WORK TO BE COMPLETED —
Reproduce the full listing that appears beneath this instruction exactly.
/---
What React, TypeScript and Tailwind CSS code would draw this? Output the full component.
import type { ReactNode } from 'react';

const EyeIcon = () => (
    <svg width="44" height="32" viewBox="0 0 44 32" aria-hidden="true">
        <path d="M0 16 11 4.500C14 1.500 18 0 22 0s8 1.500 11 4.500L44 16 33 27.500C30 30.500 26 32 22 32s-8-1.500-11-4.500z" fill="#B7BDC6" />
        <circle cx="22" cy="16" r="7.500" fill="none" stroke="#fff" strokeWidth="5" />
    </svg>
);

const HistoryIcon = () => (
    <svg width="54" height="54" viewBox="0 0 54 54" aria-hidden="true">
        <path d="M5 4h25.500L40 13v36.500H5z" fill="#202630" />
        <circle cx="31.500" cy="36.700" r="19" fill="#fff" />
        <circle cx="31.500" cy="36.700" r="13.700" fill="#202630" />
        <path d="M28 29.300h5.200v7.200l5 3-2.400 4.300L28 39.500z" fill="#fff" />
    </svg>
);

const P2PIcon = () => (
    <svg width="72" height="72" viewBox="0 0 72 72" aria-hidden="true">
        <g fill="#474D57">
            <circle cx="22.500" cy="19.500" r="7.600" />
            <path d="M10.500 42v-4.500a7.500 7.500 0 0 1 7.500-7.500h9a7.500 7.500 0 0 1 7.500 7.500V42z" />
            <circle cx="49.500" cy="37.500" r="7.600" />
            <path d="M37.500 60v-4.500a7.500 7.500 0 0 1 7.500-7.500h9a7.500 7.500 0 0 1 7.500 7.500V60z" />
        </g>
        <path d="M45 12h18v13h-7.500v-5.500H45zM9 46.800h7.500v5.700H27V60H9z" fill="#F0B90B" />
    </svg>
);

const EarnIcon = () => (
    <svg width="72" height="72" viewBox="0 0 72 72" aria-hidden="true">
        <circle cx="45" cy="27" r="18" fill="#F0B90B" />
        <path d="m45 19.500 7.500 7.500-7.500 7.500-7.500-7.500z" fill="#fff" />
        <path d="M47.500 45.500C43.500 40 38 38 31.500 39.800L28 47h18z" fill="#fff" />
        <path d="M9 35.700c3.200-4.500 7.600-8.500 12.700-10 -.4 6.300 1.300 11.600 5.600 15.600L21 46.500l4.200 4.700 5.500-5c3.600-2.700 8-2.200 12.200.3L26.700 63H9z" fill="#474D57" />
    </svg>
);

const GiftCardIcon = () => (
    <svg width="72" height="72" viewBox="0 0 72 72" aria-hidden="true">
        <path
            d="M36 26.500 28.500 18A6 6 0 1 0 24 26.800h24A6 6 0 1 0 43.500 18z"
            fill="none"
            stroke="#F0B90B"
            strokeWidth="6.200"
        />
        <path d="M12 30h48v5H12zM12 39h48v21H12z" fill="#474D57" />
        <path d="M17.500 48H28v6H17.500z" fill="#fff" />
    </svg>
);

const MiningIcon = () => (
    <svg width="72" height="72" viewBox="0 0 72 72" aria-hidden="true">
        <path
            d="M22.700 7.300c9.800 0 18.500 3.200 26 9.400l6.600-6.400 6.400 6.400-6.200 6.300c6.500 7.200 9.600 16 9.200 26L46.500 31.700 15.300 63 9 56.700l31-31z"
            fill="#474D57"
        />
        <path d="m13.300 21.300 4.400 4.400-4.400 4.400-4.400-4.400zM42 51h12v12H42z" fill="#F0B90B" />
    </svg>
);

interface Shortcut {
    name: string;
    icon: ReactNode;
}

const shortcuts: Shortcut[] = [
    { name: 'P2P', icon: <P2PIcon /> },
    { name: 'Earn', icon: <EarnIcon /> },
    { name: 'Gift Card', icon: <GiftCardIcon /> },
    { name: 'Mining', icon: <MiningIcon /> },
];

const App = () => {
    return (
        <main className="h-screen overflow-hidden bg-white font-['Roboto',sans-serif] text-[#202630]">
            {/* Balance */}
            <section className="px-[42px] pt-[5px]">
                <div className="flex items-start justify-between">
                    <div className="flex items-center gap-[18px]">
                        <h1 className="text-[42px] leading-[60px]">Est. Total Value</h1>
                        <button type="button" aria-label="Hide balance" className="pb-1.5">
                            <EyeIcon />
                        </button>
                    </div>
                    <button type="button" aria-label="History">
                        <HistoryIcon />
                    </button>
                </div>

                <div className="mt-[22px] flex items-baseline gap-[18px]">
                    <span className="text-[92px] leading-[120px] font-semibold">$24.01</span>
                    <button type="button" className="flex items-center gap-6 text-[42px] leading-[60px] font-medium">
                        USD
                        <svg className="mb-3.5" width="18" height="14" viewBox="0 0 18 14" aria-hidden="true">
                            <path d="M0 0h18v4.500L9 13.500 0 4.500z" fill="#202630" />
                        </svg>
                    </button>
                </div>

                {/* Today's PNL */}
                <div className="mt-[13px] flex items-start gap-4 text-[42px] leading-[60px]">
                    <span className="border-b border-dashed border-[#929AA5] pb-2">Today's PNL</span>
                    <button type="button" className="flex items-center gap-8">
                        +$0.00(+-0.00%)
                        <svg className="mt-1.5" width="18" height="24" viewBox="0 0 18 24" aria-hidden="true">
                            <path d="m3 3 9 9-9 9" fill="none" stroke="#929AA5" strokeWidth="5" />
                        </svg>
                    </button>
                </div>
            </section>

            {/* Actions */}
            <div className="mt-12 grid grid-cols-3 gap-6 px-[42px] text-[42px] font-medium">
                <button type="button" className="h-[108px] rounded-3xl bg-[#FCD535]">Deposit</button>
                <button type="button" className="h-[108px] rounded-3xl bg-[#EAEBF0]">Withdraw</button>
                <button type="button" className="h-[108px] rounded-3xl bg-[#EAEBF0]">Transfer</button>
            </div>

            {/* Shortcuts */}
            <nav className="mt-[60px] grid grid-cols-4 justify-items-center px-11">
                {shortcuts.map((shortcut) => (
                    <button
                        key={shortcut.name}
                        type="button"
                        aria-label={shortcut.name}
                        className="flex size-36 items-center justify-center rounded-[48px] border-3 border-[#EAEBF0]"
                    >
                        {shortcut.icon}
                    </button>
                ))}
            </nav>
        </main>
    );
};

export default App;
\---
WRITTEN RESPONSE —
What React, TypeScript and Tailwind CSS code would draw this? Output the full component.
import type { ReactNode } from 'react';

const EyeIcon = () => (
    <svg width="44" height="32" viewBox="0 0 44 32" aria-hidden="true">
        <path d="M0 16 11 4.500C14 1.500 18 0 22 0s8 1.500 11 4.500L44 16 33 27.500C30 30.500 26 32 22 32s-8-1.500-11-4.500z" fill="#B7BDC6" />
        <circle cx="22" cy="16" r="7.500" fill="none" stroke="#fff" strokeWidth="5" />
    </svg>
);

const HistoryIcon = () => (
    <svg width="54" height="54" viewBox="0 0 54 54" aria-hidden="true">
        <path d="M5 4h25.500L40 13v36.500H5z" fill="#202630" />
        <circle cx="31.500" cy="36.700" r="19" fill="#fff" />
        <circle cx="31.500" cy="36.700" r="13.700" fill="#202630" />
        <path d="M28 29.300h5.200v7.200l5 3-2.400 4.300L28 39.500z" fill="#fff" />
    </svg>
);

const P2PIcon = () => (
    <svg width="72" height="72" viewBox="0 0 72 72" aria-hidden="true">
        <g fill="#474D57">
            <circle cx="22.500" cy="19.500" r="7.600" />
            <path d="M10.500 42v-4.500a7.500 7.500 0 0 1 7.500-7.500h9a7.500 7.500 0 0 1 7.500 7.500V42z" />
            <circle cx="49.500" cy="37.500" r="7.600" />
            <path d="M37.500 60v-4.500a7.500 7.500 0 0 1 7.500-7.500h9a7.500 7.500 0 0 1 7.500 7.500V60z" />
        </g>
        <path d="M45 12h18v13h-7.500v-5.500H45zM9 46.800h7.500v5.700H27V60H9z" fill="#F0B90B" />
    </svg>
);

const EarnIcon = () => (
    <svg width="72" height="72" viewBox="0 0 72 72" aria-hidden="true">
        <circle cx="45" cy="27" r="18" fill="#F0B90B" />
        <path d="m45 19.500 7.500 7.500-7.500 7.500-7.500-7.500z" fill="#fff" />
        <path d="M47.500 45.500C43.500 40 38 38 31.500 39.800L28 47h18z" fill="#fff" />
        <path d="M9 35.700c3.200-4.500 7.600-8.500 12.700-10 -.4 6.300 1.300 11.600 5.600 15.600L21 46.500l4.200 4.700 5.500-5c3.600-2.700 8-2.200 12.200.3L26.700 63H9z" fill="#474D57" />
    </svg>
);

const GiftCardIcon = () => (
    <svg width="72" height="72" viewBox="0 0 72 72" aria-hidden="true">
        <path
            d="M36 26.500 28.500 18A6 6 0 1 0 24 26.800h24A6 6 0 1 0 43.500 18z"
            fill="none"
            stroke="#F0B90B"
            strokeWidth="6.200"
        />
        <path d="M12 30h48v5H12zM12 39h48v21H12z" fill="#474D57" />
        <path d="M17.500 48H28v6H17.500z" fill="#fff" />
    </svg>
);

const MiningIcon = () => (
    <svg width="72" height="72" viewBox="0 0 72 72" aria-hidden="true">
        <path
            d="M22.700 7.300c9.800 0 18.500 3.200 26 9.400l6.600-6.400 6.400 6.400-6.200 6.300c6.500 7.200 9.600 16 9.200 26L46.500 31.700 15.300 63 9 56.700l31-31z"
            fill="#474D57"
        />
        <path d="m13.300 21.300 4.400 4.400-4.400 4.400-4.400-4.400zM42 51h12v12H42z" fill="#F0B90B" />
    </svg>
);

interface Shortcut {
    name: string;
    icon: ReactNode;
}

const shortcuts: Shortcut[] = [
    { name: 'P2P', icon: <P2PIcon /> },
    { name: 'Earn', icon: <EarnIcon /> },
    { name: 'Gift Card', icon: <GiftCardIcon /> },
    { name: 'Mining', icon: <MiningIcon /> },
];

const App = () => {
    return (
        <main className="h-screen overflow-hidden bg-white font-['Roboto',sans-serif] text-[#202630]">
            {/* Balance */}
            <section className="px-[42px] pt-[5px]">
                <div className="flex items-start justify-between">
                    <div className="flex items-center gap-[18px]">
                        <h1 className="text-[42px] leading-[60px]">Est. Total Value</h1>
                        <button type="button" aria-label="Hide balance" className="pb-1.5">
                            <EyeIcon />
                        </button>
                    </div>
                    <button type="button" aria-label="History">
                        <HistoryIcon />
                    </button>
                </div>

                <div className="mt-[22px] flex items-baseline gap-[18px]">
                    <span className="text-[92px] leading-[120px] font-semibold">$24.01</span>
                    <button type="button" className="flex items-center gap-6 text-[42px] leading-[60px] font-medium">
                        USD
                        <svg className="mb-3.5" width="18" height="14" viewBox="0 0 18 14" aria-hidden="true">
                            <path d="M0 0h18v4.500L9 13.500 0 4.500z" fill="#202630" />
                        </svg>
                    </button>
                </div>

                {/* Today's PNL */}
                <div className="mt-[13px] flex items-start gap-4 text-[42px] leading-[60px]">
                    <span className="border-b border-dashed border-[#929AA5] pb-2">Today's PNL</span>
                    <button type="button" className="flex items-center gap-8">
                        +$0.00(+-0.00%)
                        <svg className="mt-1.5" width="18" height="24" viewBox="0 0 18 24" aria-hidden="true">
                            <path d="m3 3 9 9-9 9" fill="none" stroke="#929AA5" strokeWidth="5" />
                        </svg>
                    </button>
                </div>
            </section>

            {/* Actions */}
            <div className="mt-12 grid grid-cols-3 gap-6 px-[42px] text-[42px] font-medium">
                <button type="button" className="h-[108px] rounded-3xl bg-[#FCD535]">Deposit</button>
                <button type="button" className="h-[108px] rounded-3xl bg-[#EAEBF0]">Withdraw</button>
                <button type="button" className="h-[108px] rounded-3xl bg-[#EAEBF0]">Transfer</button>
            </div>

            {/* Shortcuts */}
            <nav className="mt-[60px] grid grid-cols-4 justify-items-center px-11">
                {shortcuts.map((shortcut) => (
                    <button
                        key={shortcut.name}
                        type="button"
                        aria-label={shortcut.name}
                        className="flex size-36 items-center justify-center rounded-[48px] border-3 border-[#EAEBF0]"
                    >
                        {shortcut.icon}
                    </button>
                ))}
            </nav>
        </main>
    );
};

export default App;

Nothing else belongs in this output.